The dataset is explored, beginning with the essential step of importing the necessary libraries and packages. The read_csv() function is employed to bring in the dataset, followed by an exploration using the info(), describe(), is_null(), and duplicated() functions to extract comprehensive insights from the dataset.
Figure 8 presents a summary of the dataset’s structure and attribute types. The dataset consists of 9578 rows and 14 columns, where “purpose” is the only categorical attribute, and the remaining attributes are numerical. The class attribute in the dataset is designated as “not_fully_paid.” Notably, the dataset has no null values or duplicated values, facilitating a streamlined data-cleaning process.
In the subsequent analysis, attention is directed towards the class attribute, followed by the examination of the categorical attribute and, subsequently, an exploration of the numerical attributes and their correlations with the target variable.
The distribution of the class attribute not_fully_paid, was determined. It was found that fully paid clients account for 84% of the dataset, while not fully paid clients make up 16%. This indicates a significant class imbalance within the dataset.
The lone categorical attribute in the dataset is “purpose.”
Figure 9 provides an overview of its various values along with their respective quantities. It is noteworthy that “Debt_consolidation” and “credit_card” emerge as the most prevalent purposes for borrowing money.
Following this, the connection between the “purpose” variable and the class variable is visualized using a stacked bar chart. The chart illustrates the percentage of loans that are either fully paid or not fully paid based on their respective purposes (refer to
Figure 10). Notably, the category “small_business” exhibits the highest rate of not fully paid loans, implying that small businesses often confront more substantial financial challenges compared to other borrowers. This suggests that generating profits in their business might not be attainable within a short timeframe, potentially leading to loan default.

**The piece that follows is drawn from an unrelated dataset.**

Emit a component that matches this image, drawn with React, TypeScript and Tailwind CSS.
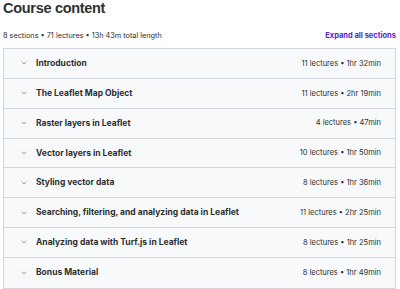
import { ChevronDown } from 'lucide-react';

const sections = [
  { title: 'Introduction', meta: '11 lectures • 1hr 32min' },
  { title: 'The Leaflet Map Object', meta: '11 lectures • 2hr 19min' },
  { title: 'Raster layers in Leaflet', meta: '4 lectures • 47min' },
  { title: 'Vector layers in Leaflet', meta: '10 lectures • 1hr 50min' },
  { title: 'Styling vector data', meta: '8 lectures • 1hr 36min' },
  { title: 'Searching, filtering, and analyzing data in Leaflet', meta: '11 lectures • 2hr 25min' },
  { title: 'Analyzing data with Turf.js in Leaflet', meta: '8 lectures • 1hr 25min' },
  { title: 'Bonus Material', meta: '8 lectures • 1hr 49min' },
];

export default function App() {
  return (
    <div className="w-[400px] h-[289px] bg-white pl-[3px] pr-[4px] font-['Inter','Noto_Sans',sans-serif] text-[#2d2f31] overflow-hidden">
      <h2 className="font-['Liberation_Sans',sans-serif] text-[14.5px] leading-[17px] font-bold tracking-[-0.3px]">
        Course content
      </h2>

      <div className="flex items-center justify-between mt-[14px] h-[10px]">
        <span className="text-[7.3px] text-[#2d2f31]">8 sections • 71 lectures • 13h 43m total length</span>
        <button className="text-[7.5px] font-bold text-[#5624d0]">Expand all sections</button>
      </div>

      {/* Sections */}
      <div className="mt-[7px] border border-[#d1d7dc]">
        {sections.map((s, i) => (
          <div
            key={s.title}
            className={
              'flex items-center justify-between h-[29.85px] bg-[#f7f9fa] pl-[16px] pr-[14px] ' +
              (i < sections.length - 1 ? 'border-b border-[#d1d7dc]' : '')
            }
          >
            <div className="flex items-center gap-[8px]">
              <ChevronDown className="w-[8px] h-[8px] text-[#6a6f73]" strokeWidth={2} />
              <span className="text-[8.5px] font-bold">{s.title}</span>
            </div>
            <span className="text-[7.5px] text-[#2d2f31]">{s.meta}</span>
          </div>
        ))}
      </div>
    </div>
  );
}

On the other hand, individuals who borrow for a “major_purchase” or to pay off “credit_card” debt appear to have a higher likelihood of repaying their loans compared to other purposes. These insights can prove valuable for informed loan approval decision-making.
A correlation heatmap was generated to investigate the relationships among numeric variables (
Figure 11). It is worth noting that there are not many robust correlations between these attributes. The most pronounced correlation exists between “fico” and “int_rate” (corr = −0.71), as anticipated, indicating that individuals with lower FICO scores tend to have higher interest rates on their loans.
Figure 12 illustrates the correlations between the class attribute and other attributes, which, in general, do not exhibit specifically powerful relationships. Notably, “revol_util” “int_rate”, “credit_policy”, “inq_last_6mths” and “fico”, exhibit the strongest connections to “not_fully_paid”.
Subsequently, in
Figure 13, histograms were constructed to visualize the distribution of numerical variables. Significantly, it is apparent that “log_annual_income” (representing the borrower’s income, transformed applying log scaling) is the only feature showcasing a normal distribution, whereas others exhibit notable skewness. To address this skewness, logarithmic transformation was employed for the other attributes.
Furthermore, it is worth observing that the distributions of the “fully paid” and “not fully paid” target customer groups seem similar. This produces concerns regarding the potential absence of a distinct pattern that machine learning algorithms can discern to differentiate between these two groups.
Afterward, it delved into a detailed exploration of the numeric attributes that exhibit strong correlations with the class attribute, specifically “fico”, “credit_policy”, “inq_last_6mths”, “int_rate”, and “revol_util”. Box plots are used to visualize the distributions of these attributes in relation to fully paid and not fully paid customers to gain insights.
Commencing with “credit_policy” (as depicted in
Figure 14), it is evident that clients who fail to meet the credit criteria have a higher probability of becoming loan defaulters. However, it is noteworthy that around 13% of individuals who meet the credit criteria still end up as defaulters. This raises concerns regarding the credit approval process. Lenders may need to reassess their credit policy to ensure that individuals meeting the criteria are more likely to fulfill their loan obligations.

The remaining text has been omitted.